In order to deal with the above shortcomings, we propose to extend
Ganeti with high-level network management logic, which consists of a new
NIC slot called ``network``, a new ``Network`` configuration object
(cluster level) and logic to perform IP address pool management, i.e.
maintain a set of available and occupied IP addresses.

Configuration changes
+++++++++++++++++++++

We propose the introduction of a new high-level Network object,
containing (at least) the following data:

- Symbolic name
- UUID
- Network in CIDR notation (IPv4 + IPv6)
- Default gateway, if one exists (IPv4 + IPv6)
- IP pool management data (reservations)
- Default NIC connectivity mode (bridged, routed). This is the
  functional equivalent of the current NIC ``mode``.
- Default host interface (e.g. br0). This is the functional equivalent
  of the current NIC ``link``.
- Tags

Each network will be connected to any number of node groups. During the
connection of a network to a nodegroup, we define the corresponding
connectivity mode (bridged or routed) and the host interface (br100 or
routing_table_200). This is achieved by adding a ``networks`` slot to
the NodeGroup object and using the networks' UUIDs as keys. The value
for each key is a dictionary containing the network's ``mode`` and
``link`` (netparams). Every NIC assigned to the network will eventually
inherit the network's netparams, as its nicparams.


IP pool management
++++++++++++++++++

A new helper library is introduced, wrapping around Network objects to
give IP pool management capabilities. A network's pool is defined by two
bitfields, the length of the network size each:

``reservations``
  This field holds all IP addresses reserved by Ganeti instances, as
  well as cluster IP addresses (node addresses + cluster master)

``external reservations``
  This field holds all IP addresses that are manually reserved by the
  administrator, because some other equipment is using them outside the
  scope of Ganeti.

The bitfields are implemented using the python-bitarray package for
space efficiency and their binary value stored base64-encoded for JSON
compatibility. This approach gives relatively compact representations
even for large IPv4 networks (e.g. /20).

Ganeti-owned IP addresses (node + master IPs) are reserved automatically
if the cluster's data network itself is placed under pool management.
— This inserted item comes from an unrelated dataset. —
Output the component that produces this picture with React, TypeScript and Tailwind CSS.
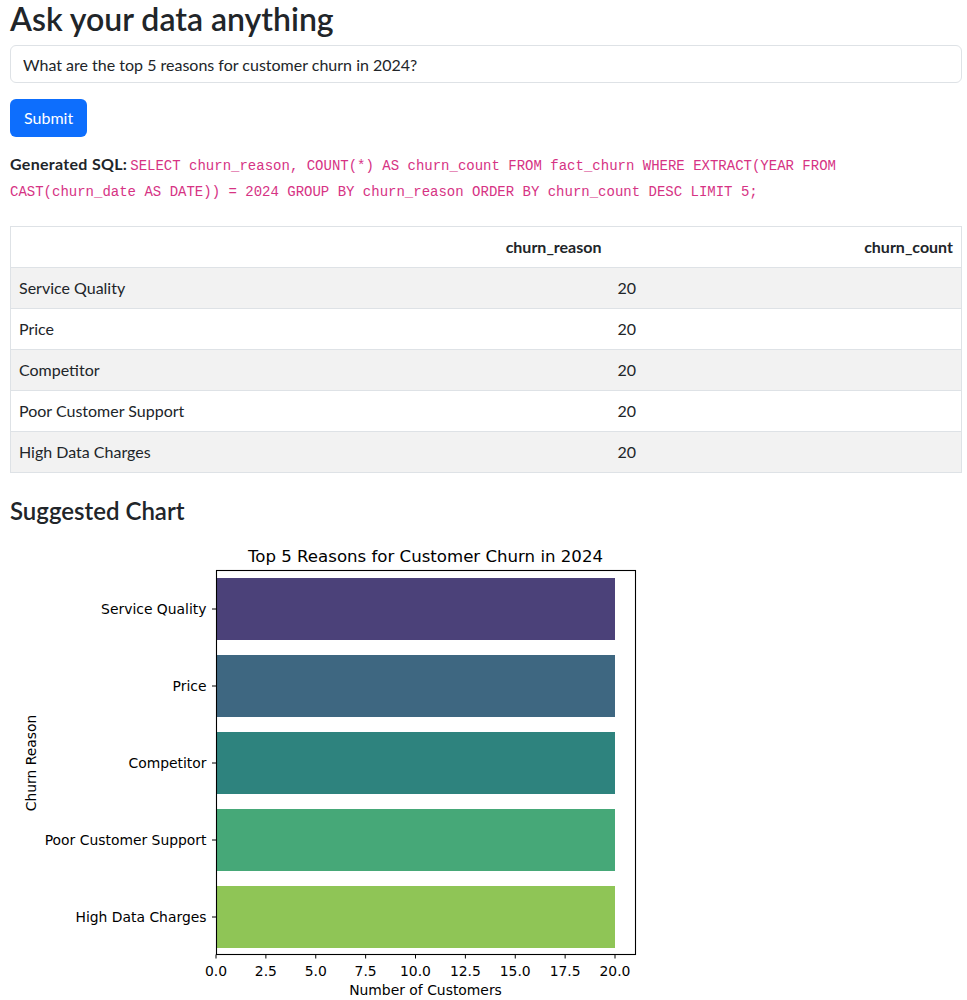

Helper ConfigWriter methods provide free IP address generation and
reservation, using a TemporaryReservationManager.

It should be noted that IP pool management is performed only for IPv4
networks, as they are expected to be densely populated. IPv6 networks
can use different approaches, e.g. sequential address asignment or
EUI-64 addresses.

New NIC parameter: network
++++++++++++++++++++++++++

In order to be able to use the new network facility while maintaining
compatibility with the current networking model, a new NIC parameter is
introduced, called ``network`` to reflect the fact that the given NIC
belongs to the given network and its configuration is managed by Ganeti
itself. To keep backwards compatibility, existing code is executed if
the ``network`` value is 'none' or omitted during NIC creation. If we
want our NIC to be assigned to a network, then only the ip (optional)
and the network parameters should be passed. Mode and link are inherited
from the network-nodegroup mapping configuration (netparams). This
provides the desired abstraction between the VM's network and the
node-specific underlying infrastructure.

We also introduce a new ``ip`` address value, ``constants.NIC_IP_POOL``,
that specifies that a given NIC's IP address should be obtained using
the IP address pool of the specified network. This value is only valid
for NICs belonging to a network. A NIC's IP address can also be
specified manually, as long as it is contained in the network the NIC
is connected to.


Hooks
+++++

Introduce new hooks concerning network operations:

``OP_NETWORK_ADD``
  Add a network to Ganeti

  :directory: network-add
  :pre-execution: master node
  :post-execution: master node

``OP_NETWORK_REMOVE``
  Remove a network from Ganeti

  :directory: network-remove
  :pre-execution: master node
  :post-execution: master node

``OP_NETWORK_SET_PARAMS``
  Modify a network

  :directory: network-modify
  :pre-execution: master node
  :post-execution: master node

For connect/disconnect operations use existing:

``OP_GROUP_SET_PARAMS``
  Modify a nodegroup

  :directory: group-modify
  :pre-execution: master node
  :post-execution: master node

Hook variables
^^^^^^^^^^^^^^

During instance related operations:

``INSTANCE_NICn_NETWORK``
  The friendly name of the network

During network related operations:

``NETWORK_NAME``
  The friendly name of the network

``NETWORK_SUBNET``
  The ip range of the network

``NETWORK_GATEWAY``
  The gateway of the network

During nodegroup related operations:

``GROUP_NETWORK``
  The friendly name of the network

``GROUP_NETWORK_MODE``
  The mode (bridged or routed) of the netparams

``GROUP_NETWORK_LINK``
  The link of the netparams

Backend changes
+++++++++++++++

To keep the hypervisor-visible changes to a minimum, and maintain
compatibility with the existing network configuration scripts, the
instance's hypervisor configuration will have host-level mode and link
replaced by the *connectivity mode* and *host interface* (netparams) of
the given network on the current node group.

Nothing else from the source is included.